Fix: set -c 8192 to cap context and free VRAM. Both models then offloaded fully (target 33/33 layers, draft 17/17 layers to Vulkan/iGPU).

Config	Accept %	Draft speed	Effective t/s	vs baseline
Draft on CPU (no ctx cap)	59.0%	20 t/s	10.9 t/s	−75%
Draft on GPU (-c 8192)	44.4%	212 t/s	41.6 t/s	−5%
Baseline (no speculative)	—	—	43.7 t/s	—

Why it still doesn't help: The verification step in speculative decoding processes n_draft + 1 tokens as a batch through the target model. This is a prefill operation — it reads the KV cache once for all tokens. But the KV cache read is still bounded by LPDDR5 bandwidth. Verifying 9 tokens at once does not cost 9× less than verifying 1 — the KV cache I/O per step is similar, just spread across more tokens. The bandwidth wall applies to both single-token and batch-token verification.

A 44.4% acceptance rate with a 212 t/s draft model would normally yield ~1.8× speedup.
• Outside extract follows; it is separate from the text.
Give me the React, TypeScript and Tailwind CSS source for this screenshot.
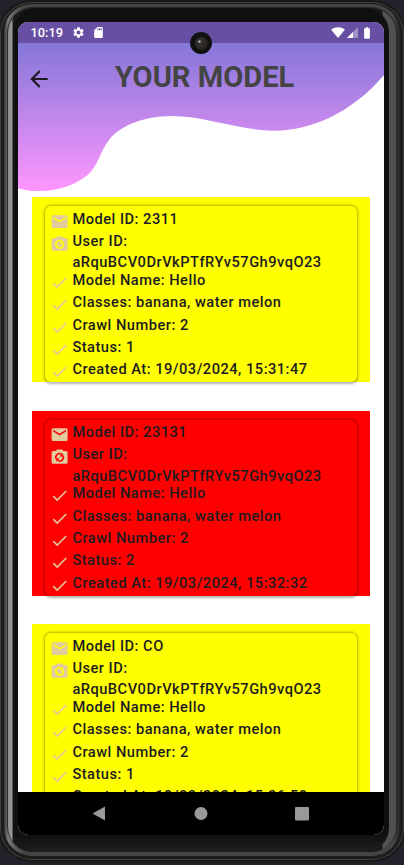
import React from "react";
import { MdArrowBack, MdBatteryFull, MdCheck, MdMail, MdSdCard, MdSettings } from "react-icons/md";

type Model = {
  id: string;
  status: number;
  createdAt: string;
  failed?: boolean;
};

const models: Model[] = [
  { id: "2311", status: 1, createdAt: "19/03/2024, 15:31:47" },
  { id: "23131", status: 2, createdAt: "19/03/2024, 15:32:32", failed: true },
  { id: "CO", status: 1, createdAt: "19/03/2024, 15:36:50" },
];

/* Camera body whose lens is a pair of rotating arrows in the card's colour. */
function CameraSync({ size, className, cut }: { size: number; className: string; cut: string }) {
  return (
    <svg width={size} height={size} viewBox="0 0 24 24" className={className}>
      <path
        fill="currentColor"
        d="M9 3L7.2 5H4C2.9 5 2 5.9 2 7V19C2 20.1 2.9 21 4 21H20C21.1 21 22 20.1 22 19V7C22 5.9 21.1 5 20 5H16.8L15 3Z"
      />
      <g fill="none" stroke={cut} strokeWidth="1.9">
        <path d="M7.9 15.2A4.5 4.5 0 0 1 14.6 9.4" />
        <path d="M16.1 10.8A4.5 4.5 0 0 1 9.4 16.6" />
      </g>
      <path d="M16.2 7.6V12H11.8ZM7.8 18.4V14H12.2Z" fill={cut} />
    </svg>
  );
}

function Row({ kind, cut, children }: { kind: "mail" | "camera" | "check"; cut: string; children: React.ReactNode }) {
  const iconClass = "mt-[3px] -ml-[0.5px] mr-[3.2px] shrink-0 text-[#e2cb9f]";
  return (
    <div className={`flex items-start ${kind === "camera" ? "h-[39px]" : "h-[22.35px]"}`}>
      {kind === "mail" && <MdMail size={19.2} className={iconClass} />}
      {kind === "camera" && <CameraSync size={19.2} className={iconClass} cut={cut} />}
      {kind === "check" && <MdCheck size={19.2} className={iconClass} />}
      <div className="whitespace-pre">{children}</div>
    </div>
  );
}

function Card({ model }: { model: Model }) {
  const fill = model.failed ? "bg-[#ff0000]" : "bg-[#ffff00]";
  const cut = model.failed ? "#ff0000" : "#ffff00";
  return (
    <div className={`h-[185px] w-[338px] shrink-0 pt-[9px] pl-[12.5px] ${fill}`}>
      <div className={`h-[176px] w-[312.5px] rounded-[6px] pt-[2.5px] pl-[6px] shadow-[0_0.5px_2.5px_1px_rgba(0,0,0,0.3)] ${fill}`}>
        <Row kind="mail" cut={cut}>Model ID: {model.id}</Row>
        <Row kind="camera" cut={cut}>{"User ID:\naRquBCV0DrVkPTfRYv57Gh9vqO23"}</Row>
        <Row kind="check" cut={cut}>Model Name: Hello</Row>
        <Row kind="check" cut={cut}>Classes: banana, water melon</Row>
        <Row kind="check" cut={cut}>Crawl Number: 2</Row>
        <Row kind="check" cut={cut}>Status: {model.status}</Row>
        <Row kind="check" cut={cut}>Created At: {model.createdAt}</Row>
      </div>
    </div>
  );
}

function StatusBar() {
  return (
    <div className="flex h-[21px] shrink-0 items-center bg-[#6750a4] pl-[12.5px] text-white">
      <span className="w-[33px] pt-px text-[12.8px] leading-[20px] font-medium">10:19</span>
      <MdSettings size={13} className="ml-[8.5px]" />
      <MdSdCard size={13} className="ml-[7px]" />
      <svg className="ml-auto" width="14" height="11" viewBox="0 0 14 11">
        <path d="M0 2.6C4-.7 10-.7 14 2.6L7 11Z" fill="currentColor" />
      </svg>
      <svg className="ml-[2px]" width="11" height="11" viewBox="0 0 11 11">
        <path d="M11 0V11H0Z" fill="#a092c8" />
        <path d="M6 5V11H0Z" fill="currentColor" />
      </svg>
      <MdBatteryFull size={14} className="mr-[10px] ml-[2.5px]" />
    </div>
  );
}

export default function App() {
  return (
    <div
      className="h-[865px] w-[404px] overflow-hidden bg-[#22232a] text-[#1d1b20]"
      style={{ fontFamily: "Roboto, sans-serif" }}
    >
      {/* Metal outer shell */}
      <div className="-ml-[2px] h-[862px] w-[408px] rounded-[34px] bg-[#191919] p-[2px]">
        <div className="h-full rounded-[32px] bg-[#404040] p-px">
          <div className="h-full rounded-[31px] bg-[#1c1c1c] px-[3px] pt-px pb-[3px]">
            <div className="h-full rounded-[28px] bg-[linear-gradient(90deg,#303030_0px,#555_2px,#777_4px,#606060_10px,#444_20px,#444_382px,#484848_388px,#383838_392px,#252525_396px)] px-[3px] pt-[3px] pb-[4px]">
              <div className="h-full rounded-[26px] bg-[#292929] px-px pt-px">
                <div className="h-full rounded-[25px] bg-[linear-gradient(90deg,#888_0px,#999_4px,#181818_5px,#181818_374px,#555_375px,#505050_384px)]">
                  <div className="mr-[7px] ml-[5px] h-full rounded-[24px] bg-[linear-gradient(180deg,#101010_0px,#101010_826px,#202020_845px)] pt-[14px] pl-[5px]">
                    {/* Display */}
                    <div className="relative flex h-[813px] w-[366px] flex-col overflow-hidden rounded-[10px] bg-white">
                      <StatusBar />
                      <span className="absolute top-[10px] left-[172px] z-10 flex size-[22px] items-center justify-center rounded-full bg-[#101010]">
                        <span className="size-[13px] rounded-full bg-[radial-gradient(circle_at_35%_35%,#d8d8d8_0,#333_15%,#2b241b_65%,#111_100%)]" />
                      </span>

                      <main className="relative h-[749px] overflow-hidden">
                        <svg className="absolute top-0 left-0" width="366" height="150" viewBox="18 43 366 150">
                          <defs>
                            <linearGradient id="wave" x1="0" y1="43" x2="0" y2="191" gradientUnits="userSpaceOnUse">
                              <stop stopColor="#8477d8" />
                              <stop offset="1" stopColor="#ff96ff" />
                            </linearGradient>
                          </defs>
                          <path
                            fill="url(#wave)"
                            d="M18 43H384V75C352 113 310 131 274 130.7C238 130.3 205 116 172 116C140 116 118 128 109 140C99 153 98 168 85 177C64 192 38 193.5 18 188.5Z"
                          />
                        </svg>
                        <header className="relative flex h-[154px] items-start pt-[17.5px] pl-[8px]">
                          <MdArrowBack size={26} className="mt-[5.5px] shrink-0 text-[#1d1b20]" />
                          <h1 className="ml-[63px] text-[29.1px] leading-[33px] font-bold whitespace-nowrap text-[#444]">
                            YOUR MODEL
                          </h1>
                        </header>
                        <div className="flex flex-col gap-[28.5px] pl-[14px] text-[14.64px] leading-[21.3px] font-medium tracking-[0.5px]">
                          {models.map((model) => (
                            <Card key={model.id} model={model} />
                          ))}
                        </div>
                      </main>

                      <nav className="h-[43px] shrink-0 bg-black">
                        <svg width="366" height="43" viewBox="0 0 366 43" fill="#999">
                          <path d="M74.5 21.5L87 14.5V28.5Z" />
                          <circle cx="183" cy="21.5" r="6.5" />
                          <rect x="277" y="15" width="14" height="13.5" rx="1" />
                        </svg>
                      </nav>
                    </div>
                  </div>
                </div>
              </div>
            </div>
          </div>
        </div>
      </div>
    </div>
  );
}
The absence of any gain confirms the bottleneck is not in compute but purely in memory bandwidth.

Overall Finding

The 43.7 t/s ceiling is hardware-fundamental. The LPDDR5 memory subsystem on the Ryzen AI MAX 385 delivers a fixed bandwidth budget. At decode time, every token requires reading the full KV cache (32 layers × 1024 bytes per token × context length). No matter how the compute is organised — single-token NPU dispatch, batched Vulkan verification, or speculative multi-token drafts — the bandwidth demand is structurally the same.

The only path to higher effective throughput at this level would be a hardware change: faster memory (LPDDR5X at higher bandwidth), a reduced-precision KV cache (fp8 or int8 KV — not yet supported in this build), or a fundamentally different model architecture with a smaller KV footprint (e.g. MLA as used in DeepSeek).